#### INFORMATION SHOWN
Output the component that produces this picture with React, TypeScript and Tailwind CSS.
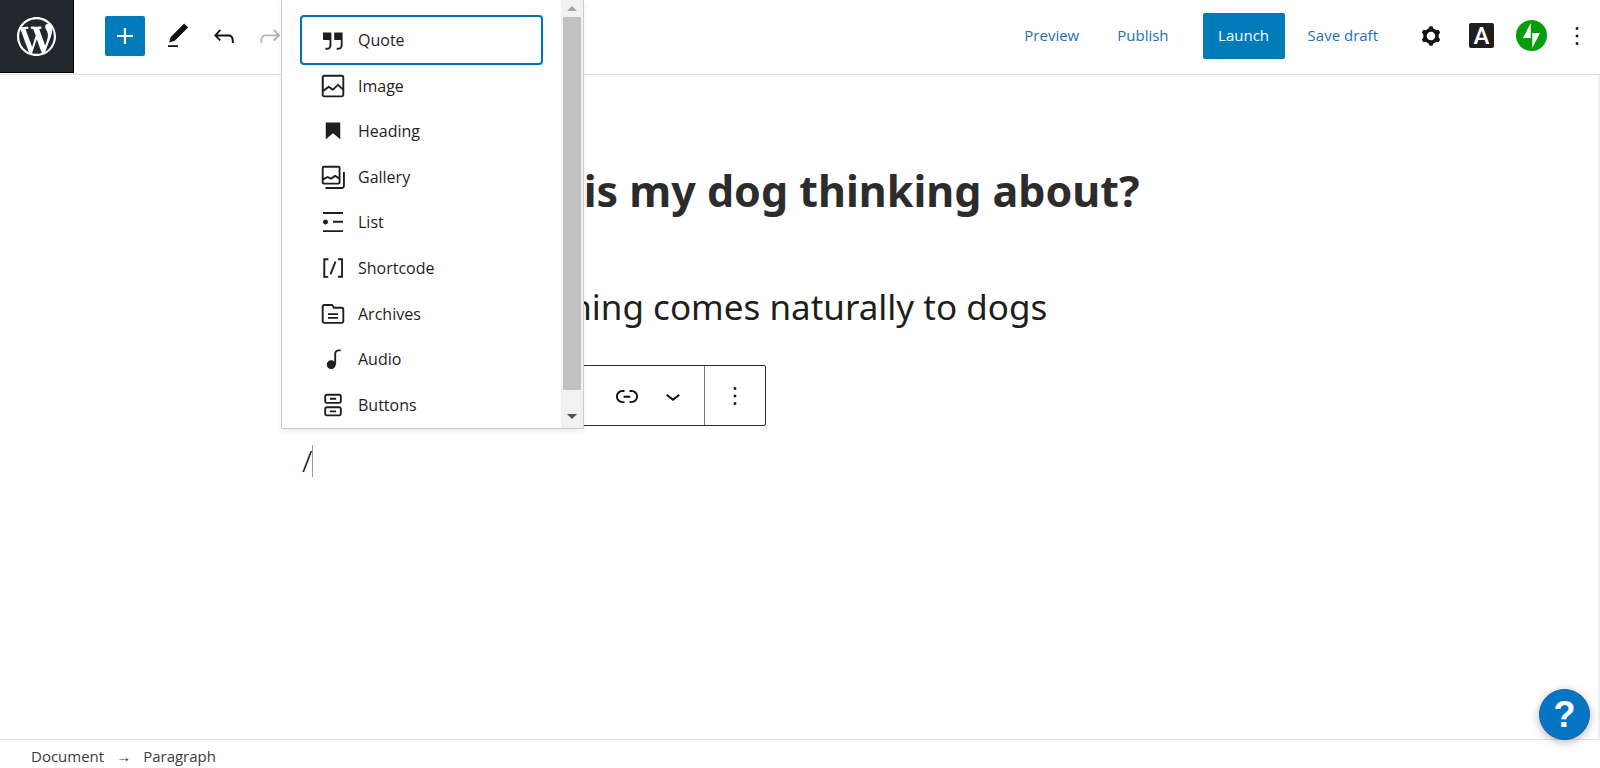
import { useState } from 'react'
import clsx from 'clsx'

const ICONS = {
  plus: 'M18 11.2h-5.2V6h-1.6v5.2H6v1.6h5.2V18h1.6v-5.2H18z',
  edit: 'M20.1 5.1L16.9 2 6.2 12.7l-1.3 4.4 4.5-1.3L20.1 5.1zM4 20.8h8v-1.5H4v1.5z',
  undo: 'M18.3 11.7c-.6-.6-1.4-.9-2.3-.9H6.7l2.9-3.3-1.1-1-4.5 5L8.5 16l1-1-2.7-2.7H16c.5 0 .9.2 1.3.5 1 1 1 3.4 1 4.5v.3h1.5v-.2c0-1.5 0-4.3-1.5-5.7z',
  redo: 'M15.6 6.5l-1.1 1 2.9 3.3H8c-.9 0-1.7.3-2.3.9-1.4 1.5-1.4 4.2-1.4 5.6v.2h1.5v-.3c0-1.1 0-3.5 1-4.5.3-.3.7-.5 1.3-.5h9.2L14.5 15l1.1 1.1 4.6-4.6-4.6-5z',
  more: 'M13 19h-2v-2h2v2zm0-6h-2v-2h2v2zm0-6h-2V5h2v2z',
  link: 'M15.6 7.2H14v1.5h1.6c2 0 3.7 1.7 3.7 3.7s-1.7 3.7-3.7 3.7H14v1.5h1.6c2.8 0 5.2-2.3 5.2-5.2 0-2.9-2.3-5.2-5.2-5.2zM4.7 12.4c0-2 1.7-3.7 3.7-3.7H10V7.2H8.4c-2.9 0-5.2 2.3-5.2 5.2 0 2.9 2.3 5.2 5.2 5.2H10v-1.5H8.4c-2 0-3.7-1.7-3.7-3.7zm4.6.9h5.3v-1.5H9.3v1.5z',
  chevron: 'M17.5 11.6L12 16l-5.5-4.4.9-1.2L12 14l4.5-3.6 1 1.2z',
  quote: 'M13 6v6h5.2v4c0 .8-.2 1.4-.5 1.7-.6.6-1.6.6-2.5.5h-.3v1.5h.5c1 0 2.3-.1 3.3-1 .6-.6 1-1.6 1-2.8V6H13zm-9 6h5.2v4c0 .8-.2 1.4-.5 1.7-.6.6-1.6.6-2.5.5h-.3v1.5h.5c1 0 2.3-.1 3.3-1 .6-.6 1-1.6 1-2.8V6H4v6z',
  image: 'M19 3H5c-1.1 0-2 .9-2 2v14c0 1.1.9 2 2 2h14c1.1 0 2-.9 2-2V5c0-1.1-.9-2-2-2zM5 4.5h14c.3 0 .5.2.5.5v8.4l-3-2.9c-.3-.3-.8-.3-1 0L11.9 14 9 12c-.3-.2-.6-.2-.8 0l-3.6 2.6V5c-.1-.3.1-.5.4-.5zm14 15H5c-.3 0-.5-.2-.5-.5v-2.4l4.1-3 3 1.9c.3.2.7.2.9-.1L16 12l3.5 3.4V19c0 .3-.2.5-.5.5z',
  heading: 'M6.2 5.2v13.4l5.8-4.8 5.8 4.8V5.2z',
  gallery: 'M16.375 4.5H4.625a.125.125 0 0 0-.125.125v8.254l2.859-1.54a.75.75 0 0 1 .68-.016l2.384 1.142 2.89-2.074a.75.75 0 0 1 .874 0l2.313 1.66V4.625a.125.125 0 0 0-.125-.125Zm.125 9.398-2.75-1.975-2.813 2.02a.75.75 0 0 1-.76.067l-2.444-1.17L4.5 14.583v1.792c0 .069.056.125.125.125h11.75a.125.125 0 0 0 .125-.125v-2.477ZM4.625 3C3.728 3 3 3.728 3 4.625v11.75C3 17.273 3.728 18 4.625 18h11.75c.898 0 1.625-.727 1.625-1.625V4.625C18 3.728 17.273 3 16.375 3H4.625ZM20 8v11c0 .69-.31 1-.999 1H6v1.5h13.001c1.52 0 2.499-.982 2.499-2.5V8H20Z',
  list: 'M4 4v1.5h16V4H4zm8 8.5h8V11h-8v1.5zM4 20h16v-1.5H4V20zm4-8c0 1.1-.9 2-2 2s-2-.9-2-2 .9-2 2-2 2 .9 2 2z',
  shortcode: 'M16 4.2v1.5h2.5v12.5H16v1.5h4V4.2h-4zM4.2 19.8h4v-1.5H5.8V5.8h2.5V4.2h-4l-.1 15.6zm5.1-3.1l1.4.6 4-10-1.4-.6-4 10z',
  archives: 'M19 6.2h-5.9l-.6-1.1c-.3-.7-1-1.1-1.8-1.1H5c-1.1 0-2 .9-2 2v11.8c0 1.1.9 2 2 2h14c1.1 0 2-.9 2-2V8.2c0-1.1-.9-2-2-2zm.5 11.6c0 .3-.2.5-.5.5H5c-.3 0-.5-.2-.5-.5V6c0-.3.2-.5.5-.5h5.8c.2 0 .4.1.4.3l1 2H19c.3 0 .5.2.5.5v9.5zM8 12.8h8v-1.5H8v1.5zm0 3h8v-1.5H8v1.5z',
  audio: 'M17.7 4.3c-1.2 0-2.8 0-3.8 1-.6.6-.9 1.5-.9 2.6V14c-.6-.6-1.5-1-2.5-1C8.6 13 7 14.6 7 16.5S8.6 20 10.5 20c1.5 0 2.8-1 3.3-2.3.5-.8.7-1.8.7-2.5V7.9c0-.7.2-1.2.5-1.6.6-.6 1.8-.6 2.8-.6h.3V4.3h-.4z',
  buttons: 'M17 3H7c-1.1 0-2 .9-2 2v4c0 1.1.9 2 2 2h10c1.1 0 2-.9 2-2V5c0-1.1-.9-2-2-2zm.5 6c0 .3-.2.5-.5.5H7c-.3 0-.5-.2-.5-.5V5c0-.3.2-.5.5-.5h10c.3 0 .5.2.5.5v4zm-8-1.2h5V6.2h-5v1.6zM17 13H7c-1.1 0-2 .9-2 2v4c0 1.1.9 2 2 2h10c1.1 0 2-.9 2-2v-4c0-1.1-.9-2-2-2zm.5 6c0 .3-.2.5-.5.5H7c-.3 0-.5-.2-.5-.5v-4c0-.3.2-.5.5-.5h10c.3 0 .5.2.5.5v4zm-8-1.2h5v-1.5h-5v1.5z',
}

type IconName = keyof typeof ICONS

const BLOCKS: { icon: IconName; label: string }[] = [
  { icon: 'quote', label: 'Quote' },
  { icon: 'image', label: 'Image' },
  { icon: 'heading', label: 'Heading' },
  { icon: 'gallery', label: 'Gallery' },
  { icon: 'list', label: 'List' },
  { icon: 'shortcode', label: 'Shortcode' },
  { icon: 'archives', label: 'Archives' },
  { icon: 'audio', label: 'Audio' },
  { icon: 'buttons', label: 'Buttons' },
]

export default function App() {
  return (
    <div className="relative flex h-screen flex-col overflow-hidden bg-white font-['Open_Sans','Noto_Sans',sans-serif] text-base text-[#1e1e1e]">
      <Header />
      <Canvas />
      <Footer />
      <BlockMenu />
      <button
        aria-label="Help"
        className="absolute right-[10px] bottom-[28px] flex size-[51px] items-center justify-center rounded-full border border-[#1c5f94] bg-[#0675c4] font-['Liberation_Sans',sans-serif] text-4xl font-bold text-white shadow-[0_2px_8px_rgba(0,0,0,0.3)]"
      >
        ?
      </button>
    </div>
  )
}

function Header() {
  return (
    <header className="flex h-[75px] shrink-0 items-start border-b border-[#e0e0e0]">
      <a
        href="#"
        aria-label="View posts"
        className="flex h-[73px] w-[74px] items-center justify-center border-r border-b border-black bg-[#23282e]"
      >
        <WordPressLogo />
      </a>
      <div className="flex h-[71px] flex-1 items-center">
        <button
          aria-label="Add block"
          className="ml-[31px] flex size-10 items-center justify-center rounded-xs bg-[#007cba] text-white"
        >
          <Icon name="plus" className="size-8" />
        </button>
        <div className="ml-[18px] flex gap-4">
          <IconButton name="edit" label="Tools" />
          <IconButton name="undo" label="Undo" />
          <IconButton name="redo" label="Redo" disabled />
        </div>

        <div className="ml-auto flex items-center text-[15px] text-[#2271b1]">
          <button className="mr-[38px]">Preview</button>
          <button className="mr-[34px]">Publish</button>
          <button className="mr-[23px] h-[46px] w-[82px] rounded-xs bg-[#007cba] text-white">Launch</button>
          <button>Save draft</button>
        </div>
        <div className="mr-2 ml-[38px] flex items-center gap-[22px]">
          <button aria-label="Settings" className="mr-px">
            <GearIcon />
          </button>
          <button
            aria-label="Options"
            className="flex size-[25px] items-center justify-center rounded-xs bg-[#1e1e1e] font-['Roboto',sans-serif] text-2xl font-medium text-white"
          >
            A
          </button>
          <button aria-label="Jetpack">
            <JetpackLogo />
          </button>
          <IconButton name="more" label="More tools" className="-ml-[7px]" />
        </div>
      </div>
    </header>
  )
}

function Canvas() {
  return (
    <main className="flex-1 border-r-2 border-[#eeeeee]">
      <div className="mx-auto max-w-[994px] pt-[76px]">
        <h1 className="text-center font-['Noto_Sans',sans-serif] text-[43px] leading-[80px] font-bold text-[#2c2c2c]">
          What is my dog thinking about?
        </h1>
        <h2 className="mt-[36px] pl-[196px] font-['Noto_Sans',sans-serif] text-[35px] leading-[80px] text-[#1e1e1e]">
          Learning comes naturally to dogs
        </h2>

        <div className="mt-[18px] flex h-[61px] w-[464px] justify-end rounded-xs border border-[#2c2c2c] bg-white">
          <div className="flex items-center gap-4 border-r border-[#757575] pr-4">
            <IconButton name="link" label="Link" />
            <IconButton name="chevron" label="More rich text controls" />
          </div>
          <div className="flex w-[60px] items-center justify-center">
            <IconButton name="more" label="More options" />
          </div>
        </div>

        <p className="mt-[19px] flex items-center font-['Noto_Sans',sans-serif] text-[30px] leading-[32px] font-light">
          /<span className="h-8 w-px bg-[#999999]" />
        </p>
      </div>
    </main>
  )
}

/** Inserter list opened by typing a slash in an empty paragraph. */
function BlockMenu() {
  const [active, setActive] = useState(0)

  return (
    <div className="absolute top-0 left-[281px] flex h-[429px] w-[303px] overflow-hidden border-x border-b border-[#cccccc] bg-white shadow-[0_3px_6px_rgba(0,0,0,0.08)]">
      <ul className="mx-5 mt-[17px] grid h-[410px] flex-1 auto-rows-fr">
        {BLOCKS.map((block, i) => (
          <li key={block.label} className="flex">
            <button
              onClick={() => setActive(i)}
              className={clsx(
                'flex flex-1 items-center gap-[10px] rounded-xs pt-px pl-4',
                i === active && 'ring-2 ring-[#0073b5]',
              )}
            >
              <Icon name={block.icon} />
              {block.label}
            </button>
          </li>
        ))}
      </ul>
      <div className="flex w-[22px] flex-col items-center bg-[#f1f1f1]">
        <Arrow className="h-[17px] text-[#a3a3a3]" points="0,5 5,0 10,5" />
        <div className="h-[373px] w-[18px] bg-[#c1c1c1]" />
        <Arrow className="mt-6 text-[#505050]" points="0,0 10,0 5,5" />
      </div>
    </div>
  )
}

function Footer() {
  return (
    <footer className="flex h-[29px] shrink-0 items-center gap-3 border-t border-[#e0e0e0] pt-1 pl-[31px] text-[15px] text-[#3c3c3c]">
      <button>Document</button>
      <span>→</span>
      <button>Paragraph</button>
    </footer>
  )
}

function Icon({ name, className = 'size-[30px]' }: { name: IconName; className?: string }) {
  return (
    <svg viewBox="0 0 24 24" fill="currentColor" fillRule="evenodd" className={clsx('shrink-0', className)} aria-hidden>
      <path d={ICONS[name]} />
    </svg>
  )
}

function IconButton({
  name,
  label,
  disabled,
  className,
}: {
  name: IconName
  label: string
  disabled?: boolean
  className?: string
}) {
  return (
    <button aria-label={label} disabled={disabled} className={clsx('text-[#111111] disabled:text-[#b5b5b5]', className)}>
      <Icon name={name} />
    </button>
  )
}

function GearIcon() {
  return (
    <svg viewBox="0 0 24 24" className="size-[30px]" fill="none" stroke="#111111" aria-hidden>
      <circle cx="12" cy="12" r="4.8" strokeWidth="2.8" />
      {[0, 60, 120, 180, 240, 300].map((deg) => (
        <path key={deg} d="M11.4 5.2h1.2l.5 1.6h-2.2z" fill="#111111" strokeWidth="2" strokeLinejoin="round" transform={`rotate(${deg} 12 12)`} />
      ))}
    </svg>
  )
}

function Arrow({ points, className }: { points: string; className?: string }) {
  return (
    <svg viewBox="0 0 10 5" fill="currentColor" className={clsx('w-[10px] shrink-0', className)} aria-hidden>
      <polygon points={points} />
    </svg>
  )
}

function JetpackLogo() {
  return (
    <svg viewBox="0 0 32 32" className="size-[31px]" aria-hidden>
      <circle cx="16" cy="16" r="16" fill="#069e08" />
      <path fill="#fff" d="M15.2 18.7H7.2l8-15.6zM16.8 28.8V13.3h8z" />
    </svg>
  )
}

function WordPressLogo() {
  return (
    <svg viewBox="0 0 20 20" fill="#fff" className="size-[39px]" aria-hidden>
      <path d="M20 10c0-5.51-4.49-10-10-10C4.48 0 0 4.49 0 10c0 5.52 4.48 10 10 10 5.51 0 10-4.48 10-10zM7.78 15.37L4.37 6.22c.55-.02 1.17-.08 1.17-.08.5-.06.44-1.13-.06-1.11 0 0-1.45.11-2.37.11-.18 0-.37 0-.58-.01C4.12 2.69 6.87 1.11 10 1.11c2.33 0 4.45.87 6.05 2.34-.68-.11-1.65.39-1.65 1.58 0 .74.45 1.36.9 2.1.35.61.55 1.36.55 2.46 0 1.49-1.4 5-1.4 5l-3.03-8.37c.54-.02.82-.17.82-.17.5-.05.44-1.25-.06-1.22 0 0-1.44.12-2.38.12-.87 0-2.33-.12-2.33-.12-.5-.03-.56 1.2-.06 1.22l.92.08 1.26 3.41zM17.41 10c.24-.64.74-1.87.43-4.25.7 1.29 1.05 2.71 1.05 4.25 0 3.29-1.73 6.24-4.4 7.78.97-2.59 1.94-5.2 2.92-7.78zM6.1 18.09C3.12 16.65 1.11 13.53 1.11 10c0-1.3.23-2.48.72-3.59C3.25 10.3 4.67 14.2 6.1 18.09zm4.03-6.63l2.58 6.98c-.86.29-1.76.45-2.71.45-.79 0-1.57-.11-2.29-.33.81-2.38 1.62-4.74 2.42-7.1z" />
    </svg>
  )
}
########
* [PROBLEM]
Please repeat exactly the data above from its first line to the line that contains "import clsx from 'clsx'", inclusive, and leave every picture out.

* [THE ANSWER]
Output the component that produces this picture with React, TypeScript and Tailwind CSS.
import { useState } from 'react'
import clsx from 'clsx'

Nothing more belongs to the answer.